The practical trade-offs:
| Normalisation | Page compression | |
|---|---|---|
| Schema changes | Many tables, FKs, relationships | One ALTER TABLE |
| Application code | Every reader needs joins/eager loading; every writer needs upsert-lookup | No code changes |
| Covers unique-ish columns? | No — you just move the bytes | Yes — zlib finds within-string patterns |
| Reversible? | Painful (schema change + data migration) | One ALTER TABLE back |
| Wins on indexes? | Only if you index the FK | Yes — indexes are compressed too |
For our workload — bulk inserts from a nightly ETL, lots of read-heavy dashboards, no hot update path — compression was the cheap, reversible, data-compatible option. Normalisation wasn't wrong, it was just premature optimisation before a problem existed.
The one-line migration
On modern MySQL (5.7+) with innodb_file_per_table on, compression is a per-table attribute. There is no server-wide config to flip.
1ALTER TABLE live_entries
2 ROW_FORMAT=COMPRESSED,
3 KEY_BLOCK_SIZE=8,
4 ALGORITHM=INPLACE,
5 LOCK=NONE;KEY_BLOCK_SIZE=8 compresses 16 KB pages into 8 KB on disk. ALGORITHM=INPLACE, LOCK=NONE keeps writes online during the rebuild — you pay for the rebuild time (disk I/O, a shadow copy the size of the table) but the application keeps running.
The result
On the production table — roughly 8 million rows, 8.2 GB on disk:
| Before | After | Change | |
|---|---|---|---|
| Data | 1997 MB | 1109 MB | −44 % |
| Index | 6185 MB | 2524 MB | −59 % |
| Total | 8.18 GB | 3.63 GB | −55 % |
The index side compressed best. That's where the wide string columns doubled-up in the secondary indexes, and zlib's pattern-matching found the most to strip out.

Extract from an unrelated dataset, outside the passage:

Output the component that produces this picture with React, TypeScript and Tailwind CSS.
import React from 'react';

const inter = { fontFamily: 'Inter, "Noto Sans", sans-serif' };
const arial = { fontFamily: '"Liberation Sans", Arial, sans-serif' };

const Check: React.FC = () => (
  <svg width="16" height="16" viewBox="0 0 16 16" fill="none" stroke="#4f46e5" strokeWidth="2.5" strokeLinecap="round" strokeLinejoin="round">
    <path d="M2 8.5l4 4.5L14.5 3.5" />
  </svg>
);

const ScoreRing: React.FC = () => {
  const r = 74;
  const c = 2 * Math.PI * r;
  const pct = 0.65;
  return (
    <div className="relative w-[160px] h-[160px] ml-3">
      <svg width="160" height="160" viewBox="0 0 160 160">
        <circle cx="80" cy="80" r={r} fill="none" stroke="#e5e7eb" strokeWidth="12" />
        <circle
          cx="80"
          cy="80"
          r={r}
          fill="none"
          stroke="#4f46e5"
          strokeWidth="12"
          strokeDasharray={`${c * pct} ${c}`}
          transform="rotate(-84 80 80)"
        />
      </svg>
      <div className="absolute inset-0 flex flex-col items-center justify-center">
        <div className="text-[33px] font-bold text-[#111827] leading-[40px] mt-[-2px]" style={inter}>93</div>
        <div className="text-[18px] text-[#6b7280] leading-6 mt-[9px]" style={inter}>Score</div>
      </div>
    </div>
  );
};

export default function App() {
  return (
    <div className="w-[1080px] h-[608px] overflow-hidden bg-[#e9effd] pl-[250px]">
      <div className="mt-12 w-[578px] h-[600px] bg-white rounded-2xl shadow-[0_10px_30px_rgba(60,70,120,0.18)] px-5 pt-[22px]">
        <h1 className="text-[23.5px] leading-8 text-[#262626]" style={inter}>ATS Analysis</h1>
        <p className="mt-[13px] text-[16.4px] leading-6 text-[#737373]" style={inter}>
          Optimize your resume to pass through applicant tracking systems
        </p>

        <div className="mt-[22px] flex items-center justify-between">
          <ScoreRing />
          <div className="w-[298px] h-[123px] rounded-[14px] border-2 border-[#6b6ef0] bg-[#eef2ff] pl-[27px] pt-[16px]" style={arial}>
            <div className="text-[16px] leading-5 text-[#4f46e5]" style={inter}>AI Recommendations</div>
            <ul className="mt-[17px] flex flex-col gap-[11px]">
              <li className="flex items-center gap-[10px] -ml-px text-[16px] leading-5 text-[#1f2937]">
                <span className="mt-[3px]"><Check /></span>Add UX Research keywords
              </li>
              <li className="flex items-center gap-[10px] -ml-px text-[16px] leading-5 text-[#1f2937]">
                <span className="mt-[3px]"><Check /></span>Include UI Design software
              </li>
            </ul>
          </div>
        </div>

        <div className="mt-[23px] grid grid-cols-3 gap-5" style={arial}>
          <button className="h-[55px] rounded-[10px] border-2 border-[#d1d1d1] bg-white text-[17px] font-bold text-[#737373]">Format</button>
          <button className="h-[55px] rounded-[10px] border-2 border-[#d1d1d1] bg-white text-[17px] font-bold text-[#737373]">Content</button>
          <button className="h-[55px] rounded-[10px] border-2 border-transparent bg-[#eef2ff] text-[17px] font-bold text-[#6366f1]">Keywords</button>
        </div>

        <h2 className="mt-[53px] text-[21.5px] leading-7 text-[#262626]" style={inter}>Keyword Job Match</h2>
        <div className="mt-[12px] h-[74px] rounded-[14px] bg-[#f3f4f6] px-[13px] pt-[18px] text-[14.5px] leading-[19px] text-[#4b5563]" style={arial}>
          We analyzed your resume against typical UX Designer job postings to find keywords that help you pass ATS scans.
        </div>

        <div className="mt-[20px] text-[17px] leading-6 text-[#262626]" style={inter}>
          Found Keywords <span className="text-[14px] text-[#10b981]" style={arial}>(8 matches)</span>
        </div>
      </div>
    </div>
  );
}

"But won't reads get slower?"
The classic objection to any form of compression: "I'm trading CPU for disk." In practice, for an analytics workload with a modest buffer pool and a table much larger than RAM, the trade usually goes the right way:
- Fewer disk I/Os. Half-sized pages on disk means half the physical reads for the same query.
- Better buffer pool hit rate. More logical rows fit in the same RAM. A scan that used to thrash against a cold cache now touches fewer cold pages.
- CPU cost of decompression is small. zlib on a modern CPU is a rounding error next to random disk I/O.
The one shape where compression can hurt is high-frequency random updates, because recompressing a modified page occasionally fails to fit and triggers a page split. Bulk-insert workloads with few in-place updates — which analytics events fundamentally are — sit in the sweet spot.
We benchmarked the queries we care about: indexed point lookups stayed at low-millisecond response times, and full scans were CPU/I/O bound the same way as before. No regression.
When to normalise anyway
Compression is a first move, not the last. If, after compressing, you still see:
- A specific column driving obvious query slowness (e.g. group-by aggregations on a high-cardinality string column),
- A need to enforce referential integrity or validate values (enums, lookup tables),
- An ergonomic win for the application (managing a dozen channel sources as a small lookup vs free-text),
…then normalise that specific column. But do it because a real query is slow or a real validation is missing, not because "normalised feels cleaner".
Takeaways
- Measure cardinality and length before designing a normalisation. A column that's nearly unique is a bad normalisation candidate regardless of how fat it looks.
- Compression is the cheapest win available for wide, read-heavy tables. One
ALTER TABLE, zero application code changes, trivially reversible. - Indexes often dominate the byte budget on wide tables. They also compress the best. Focus the savings story on the index side, not just the data.
- Pre-commit to the measurement step. Twenty minutes of
COUNT(DISTINCT …)andAVG(LENGTH(…))before writing any migration is the best-value time you will spend this week.